» Short problem
Please list all lines of the material below in which the string "index" occurs.

» Collected material
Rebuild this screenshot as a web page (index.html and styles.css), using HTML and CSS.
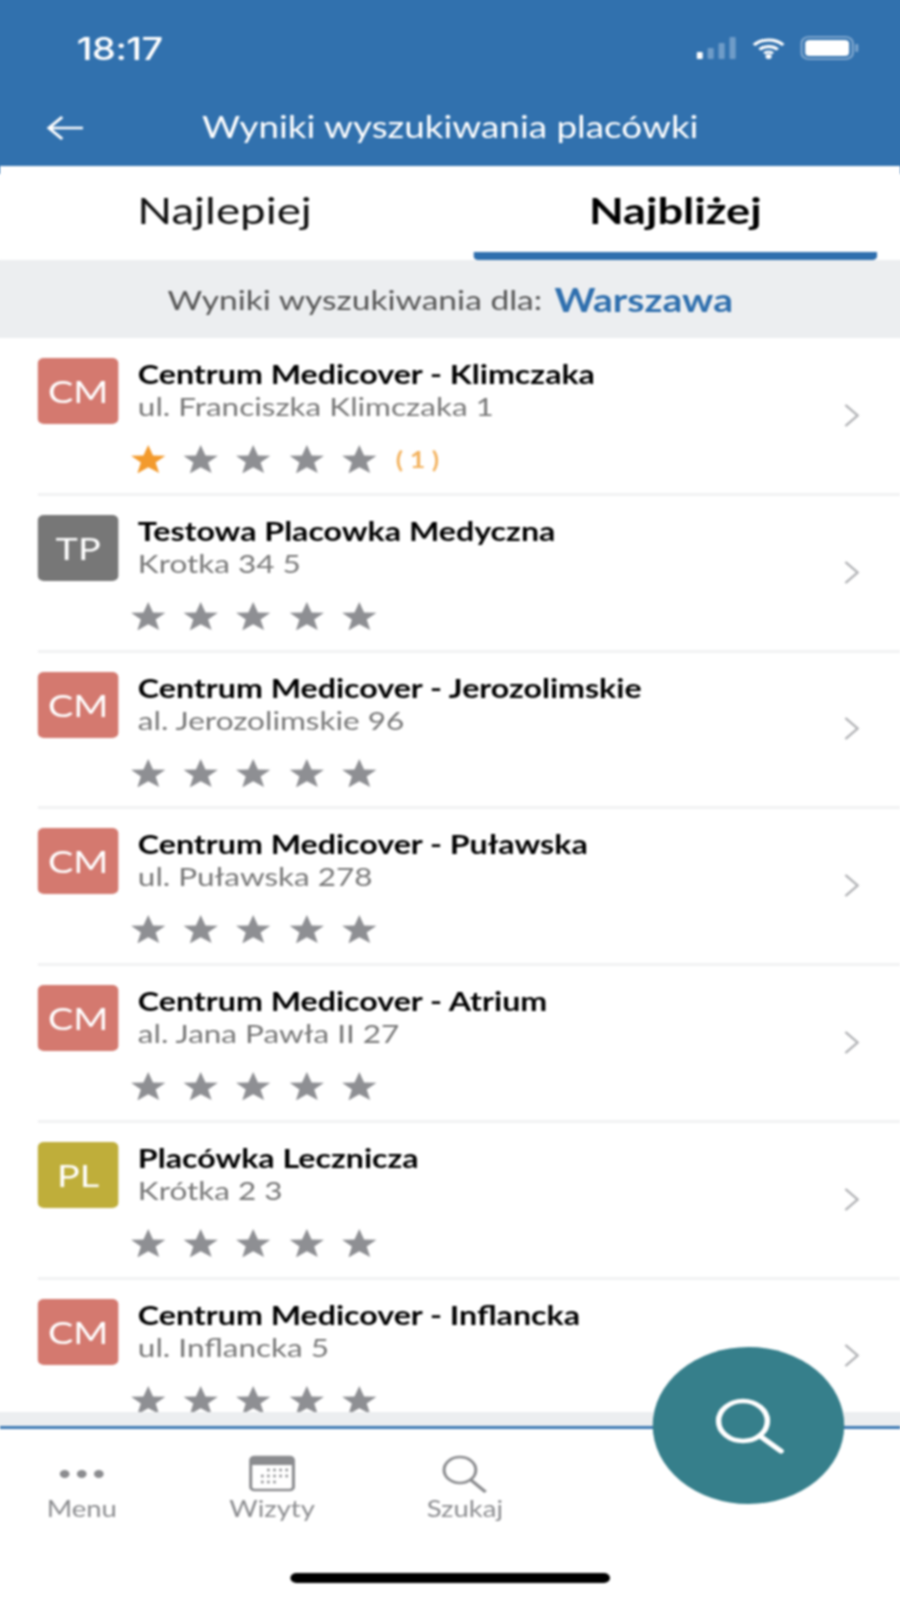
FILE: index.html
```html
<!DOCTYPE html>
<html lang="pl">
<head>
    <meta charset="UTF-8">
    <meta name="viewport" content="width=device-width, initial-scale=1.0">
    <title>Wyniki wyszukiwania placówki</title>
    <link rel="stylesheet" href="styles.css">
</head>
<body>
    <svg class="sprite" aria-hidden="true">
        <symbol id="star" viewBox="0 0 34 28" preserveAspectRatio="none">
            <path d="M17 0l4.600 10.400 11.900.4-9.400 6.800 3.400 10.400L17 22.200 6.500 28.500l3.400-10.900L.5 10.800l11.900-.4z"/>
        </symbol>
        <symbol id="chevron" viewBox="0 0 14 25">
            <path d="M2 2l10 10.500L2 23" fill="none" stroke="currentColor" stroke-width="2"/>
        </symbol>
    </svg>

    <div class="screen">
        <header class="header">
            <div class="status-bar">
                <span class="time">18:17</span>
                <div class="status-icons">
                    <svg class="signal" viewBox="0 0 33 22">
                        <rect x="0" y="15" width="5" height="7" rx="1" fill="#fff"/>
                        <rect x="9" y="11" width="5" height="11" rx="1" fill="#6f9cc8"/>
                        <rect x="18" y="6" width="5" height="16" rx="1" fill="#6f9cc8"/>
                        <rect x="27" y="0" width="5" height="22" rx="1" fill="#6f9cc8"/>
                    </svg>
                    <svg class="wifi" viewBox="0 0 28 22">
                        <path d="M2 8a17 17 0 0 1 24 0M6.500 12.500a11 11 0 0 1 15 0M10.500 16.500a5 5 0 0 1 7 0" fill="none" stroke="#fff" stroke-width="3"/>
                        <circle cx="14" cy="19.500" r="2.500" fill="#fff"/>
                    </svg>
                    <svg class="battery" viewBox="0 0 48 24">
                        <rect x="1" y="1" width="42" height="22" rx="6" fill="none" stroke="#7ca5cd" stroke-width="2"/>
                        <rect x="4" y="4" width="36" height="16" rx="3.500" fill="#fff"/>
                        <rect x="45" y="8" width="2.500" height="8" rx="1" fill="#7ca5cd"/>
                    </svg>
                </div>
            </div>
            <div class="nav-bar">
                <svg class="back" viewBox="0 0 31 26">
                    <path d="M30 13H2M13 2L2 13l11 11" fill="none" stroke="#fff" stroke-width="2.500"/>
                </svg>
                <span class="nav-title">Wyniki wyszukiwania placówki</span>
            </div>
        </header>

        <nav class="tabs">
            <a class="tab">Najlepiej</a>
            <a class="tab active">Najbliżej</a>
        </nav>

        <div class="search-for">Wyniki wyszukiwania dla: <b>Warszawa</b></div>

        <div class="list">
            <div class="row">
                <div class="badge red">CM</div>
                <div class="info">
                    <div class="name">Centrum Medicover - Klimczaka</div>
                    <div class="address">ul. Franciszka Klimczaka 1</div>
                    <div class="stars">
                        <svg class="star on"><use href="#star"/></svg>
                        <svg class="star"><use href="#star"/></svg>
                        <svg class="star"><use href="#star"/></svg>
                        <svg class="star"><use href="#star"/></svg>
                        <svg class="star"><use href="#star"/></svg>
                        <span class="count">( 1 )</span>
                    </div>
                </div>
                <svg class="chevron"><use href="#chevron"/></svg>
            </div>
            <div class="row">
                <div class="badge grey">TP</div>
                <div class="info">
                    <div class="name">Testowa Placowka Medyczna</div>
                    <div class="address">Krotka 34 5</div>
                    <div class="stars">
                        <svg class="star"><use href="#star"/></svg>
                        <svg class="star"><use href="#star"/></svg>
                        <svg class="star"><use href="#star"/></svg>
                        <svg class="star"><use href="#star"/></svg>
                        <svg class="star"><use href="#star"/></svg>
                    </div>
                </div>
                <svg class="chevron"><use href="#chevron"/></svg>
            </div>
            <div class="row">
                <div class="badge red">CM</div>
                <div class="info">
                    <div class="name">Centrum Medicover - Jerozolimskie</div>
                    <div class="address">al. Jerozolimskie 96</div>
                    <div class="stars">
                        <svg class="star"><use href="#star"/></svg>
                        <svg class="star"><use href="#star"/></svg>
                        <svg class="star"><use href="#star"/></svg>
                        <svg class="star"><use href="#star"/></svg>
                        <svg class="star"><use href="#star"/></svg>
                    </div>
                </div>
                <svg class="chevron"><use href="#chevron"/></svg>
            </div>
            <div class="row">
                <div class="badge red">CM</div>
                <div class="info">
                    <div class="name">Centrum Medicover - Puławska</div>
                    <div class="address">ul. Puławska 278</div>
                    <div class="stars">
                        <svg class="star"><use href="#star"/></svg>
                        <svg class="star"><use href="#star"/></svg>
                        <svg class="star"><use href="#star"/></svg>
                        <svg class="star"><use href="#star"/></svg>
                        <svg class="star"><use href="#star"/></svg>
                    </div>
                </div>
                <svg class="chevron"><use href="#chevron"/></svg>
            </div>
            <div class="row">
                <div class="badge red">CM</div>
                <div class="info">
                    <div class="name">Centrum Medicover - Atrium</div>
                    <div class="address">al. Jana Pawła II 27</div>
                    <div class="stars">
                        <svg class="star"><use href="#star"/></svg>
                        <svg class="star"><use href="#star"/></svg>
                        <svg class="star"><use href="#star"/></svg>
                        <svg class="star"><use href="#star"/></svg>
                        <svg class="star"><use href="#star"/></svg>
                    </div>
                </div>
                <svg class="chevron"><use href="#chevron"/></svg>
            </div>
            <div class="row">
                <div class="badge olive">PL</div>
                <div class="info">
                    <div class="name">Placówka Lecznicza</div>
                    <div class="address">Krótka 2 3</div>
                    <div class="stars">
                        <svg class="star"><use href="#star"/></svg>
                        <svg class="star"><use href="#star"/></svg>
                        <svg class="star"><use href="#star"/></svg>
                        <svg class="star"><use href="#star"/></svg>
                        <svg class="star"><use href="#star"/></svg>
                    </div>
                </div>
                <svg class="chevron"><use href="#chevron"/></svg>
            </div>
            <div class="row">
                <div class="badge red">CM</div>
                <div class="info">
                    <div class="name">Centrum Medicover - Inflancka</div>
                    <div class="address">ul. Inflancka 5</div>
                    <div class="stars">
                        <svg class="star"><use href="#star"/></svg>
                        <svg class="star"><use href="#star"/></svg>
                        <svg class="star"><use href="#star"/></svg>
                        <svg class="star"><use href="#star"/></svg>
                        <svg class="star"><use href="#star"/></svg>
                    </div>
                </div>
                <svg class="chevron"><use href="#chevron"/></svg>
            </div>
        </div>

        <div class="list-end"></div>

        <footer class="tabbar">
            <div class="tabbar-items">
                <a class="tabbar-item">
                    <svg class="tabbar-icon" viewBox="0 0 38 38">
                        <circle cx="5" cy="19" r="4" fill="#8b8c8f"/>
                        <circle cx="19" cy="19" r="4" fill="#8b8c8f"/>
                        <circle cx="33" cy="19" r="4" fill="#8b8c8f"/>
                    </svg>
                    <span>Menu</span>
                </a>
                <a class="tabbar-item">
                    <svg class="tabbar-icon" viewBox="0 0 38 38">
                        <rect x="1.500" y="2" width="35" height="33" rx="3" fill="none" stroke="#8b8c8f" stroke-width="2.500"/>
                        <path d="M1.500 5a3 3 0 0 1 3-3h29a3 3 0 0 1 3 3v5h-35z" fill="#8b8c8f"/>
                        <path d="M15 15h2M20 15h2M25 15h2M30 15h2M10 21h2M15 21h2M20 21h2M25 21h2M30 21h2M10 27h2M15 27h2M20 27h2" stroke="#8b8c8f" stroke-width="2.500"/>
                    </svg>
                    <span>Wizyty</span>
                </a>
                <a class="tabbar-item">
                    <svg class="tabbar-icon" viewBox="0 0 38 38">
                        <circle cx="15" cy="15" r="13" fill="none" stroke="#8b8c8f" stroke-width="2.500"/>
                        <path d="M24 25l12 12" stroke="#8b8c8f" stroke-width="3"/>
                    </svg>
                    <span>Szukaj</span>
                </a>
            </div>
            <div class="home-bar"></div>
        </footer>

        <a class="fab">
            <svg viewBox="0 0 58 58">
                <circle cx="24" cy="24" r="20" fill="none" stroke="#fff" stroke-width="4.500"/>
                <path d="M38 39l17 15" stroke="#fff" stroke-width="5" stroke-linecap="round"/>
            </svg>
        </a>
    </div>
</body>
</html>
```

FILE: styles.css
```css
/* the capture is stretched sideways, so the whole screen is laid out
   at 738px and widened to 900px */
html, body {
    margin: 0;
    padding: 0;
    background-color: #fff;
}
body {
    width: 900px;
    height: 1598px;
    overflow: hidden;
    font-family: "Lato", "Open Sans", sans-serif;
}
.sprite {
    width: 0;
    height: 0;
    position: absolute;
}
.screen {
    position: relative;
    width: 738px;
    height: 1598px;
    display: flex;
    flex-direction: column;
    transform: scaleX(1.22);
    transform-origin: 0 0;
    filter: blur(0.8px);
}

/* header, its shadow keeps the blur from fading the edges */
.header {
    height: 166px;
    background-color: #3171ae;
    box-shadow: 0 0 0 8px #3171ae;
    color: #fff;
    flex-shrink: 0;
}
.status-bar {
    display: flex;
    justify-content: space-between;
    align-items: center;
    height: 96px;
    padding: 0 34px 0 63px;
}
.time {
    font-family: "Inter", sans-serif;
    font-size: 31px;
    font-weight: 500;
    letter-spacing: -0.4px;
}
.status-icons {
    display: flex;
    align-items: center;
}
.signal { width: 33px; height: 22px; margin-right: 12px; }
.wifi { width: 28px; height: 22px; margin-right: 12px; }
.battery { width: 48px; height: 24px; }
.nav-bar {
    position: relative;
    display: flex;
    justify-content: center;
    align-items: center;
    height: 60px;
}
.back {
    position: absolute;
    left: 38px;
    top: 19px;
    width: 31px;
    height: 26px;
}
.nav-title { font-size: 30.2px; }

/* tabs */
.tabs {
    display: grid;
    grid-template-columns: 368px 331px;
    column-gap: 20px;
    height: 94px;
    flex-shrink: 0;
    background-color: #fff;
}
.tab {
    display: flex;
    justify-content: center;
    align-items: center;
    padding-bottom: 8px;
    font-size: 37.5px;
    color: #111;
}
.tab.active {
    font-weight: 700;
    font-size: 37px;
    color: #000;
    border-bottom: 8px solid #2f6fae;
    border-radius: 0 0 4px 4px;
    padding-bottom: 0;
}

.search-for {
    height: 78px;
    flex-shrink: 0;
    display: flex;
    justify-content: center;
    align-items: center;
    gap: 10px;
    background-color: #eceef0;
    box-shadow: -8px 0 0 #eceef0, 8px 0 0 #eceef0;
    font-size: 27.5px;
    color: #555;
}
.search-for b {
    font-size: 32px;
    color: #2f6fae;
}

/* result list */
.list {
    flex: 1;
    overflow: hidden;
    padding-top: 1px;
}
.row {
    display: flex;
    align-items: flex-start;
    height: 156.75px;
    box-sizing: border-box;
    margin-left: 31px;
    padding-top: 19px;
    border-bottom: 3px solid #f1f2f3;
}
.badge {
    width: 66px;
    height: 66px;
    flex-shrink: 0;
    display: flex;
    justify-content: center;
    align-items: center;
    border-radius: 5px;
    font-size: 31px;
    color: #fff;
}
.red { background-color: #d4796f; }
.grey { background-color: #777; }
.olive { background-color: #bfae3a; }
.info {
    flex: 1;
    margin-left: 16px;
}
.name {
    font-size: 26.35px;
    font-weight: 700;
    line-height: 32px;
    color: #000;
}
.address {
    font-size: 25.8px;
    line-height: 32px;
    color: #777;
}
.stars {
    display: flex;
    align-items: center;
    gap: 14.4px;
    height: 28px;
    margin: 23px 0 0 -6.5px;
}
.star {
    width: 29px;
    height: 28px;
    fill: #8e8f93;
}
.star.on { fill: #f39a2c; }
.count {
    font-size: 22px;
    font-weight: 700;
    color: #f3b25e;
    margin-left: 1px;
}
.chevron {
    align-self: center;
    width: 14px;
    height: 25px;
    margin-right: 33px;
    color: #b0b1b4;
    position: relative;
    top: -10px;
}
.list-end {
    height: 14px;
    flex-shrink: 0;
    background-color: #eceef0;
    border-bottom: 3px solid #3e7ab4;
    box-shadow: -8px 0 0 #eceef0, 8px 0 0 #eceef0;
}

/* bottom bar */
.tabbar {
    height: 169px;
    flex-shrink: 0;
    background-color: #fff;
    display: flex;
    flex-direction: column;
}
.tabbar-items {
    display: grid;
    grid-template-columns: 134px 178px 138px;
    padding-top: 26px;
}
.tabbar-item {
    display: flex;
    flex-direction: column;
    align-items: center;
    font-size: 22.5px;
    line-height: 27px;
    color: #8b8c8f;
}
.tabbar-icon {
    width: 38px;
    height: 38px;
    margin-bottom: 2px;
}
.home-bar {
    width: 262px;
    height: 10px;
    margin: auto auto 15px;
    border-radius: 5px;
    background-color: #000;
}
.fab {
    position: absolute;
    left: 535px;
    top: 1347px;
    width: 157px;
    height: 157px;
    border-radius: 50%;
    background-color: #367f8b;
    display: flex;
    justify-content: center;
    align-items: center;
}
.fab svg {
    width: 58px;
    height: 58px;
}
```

» Finished exercise
Rebuild this screenshot as a web page (index.html and styles.css), using HTML and CSS.
FILE: index.html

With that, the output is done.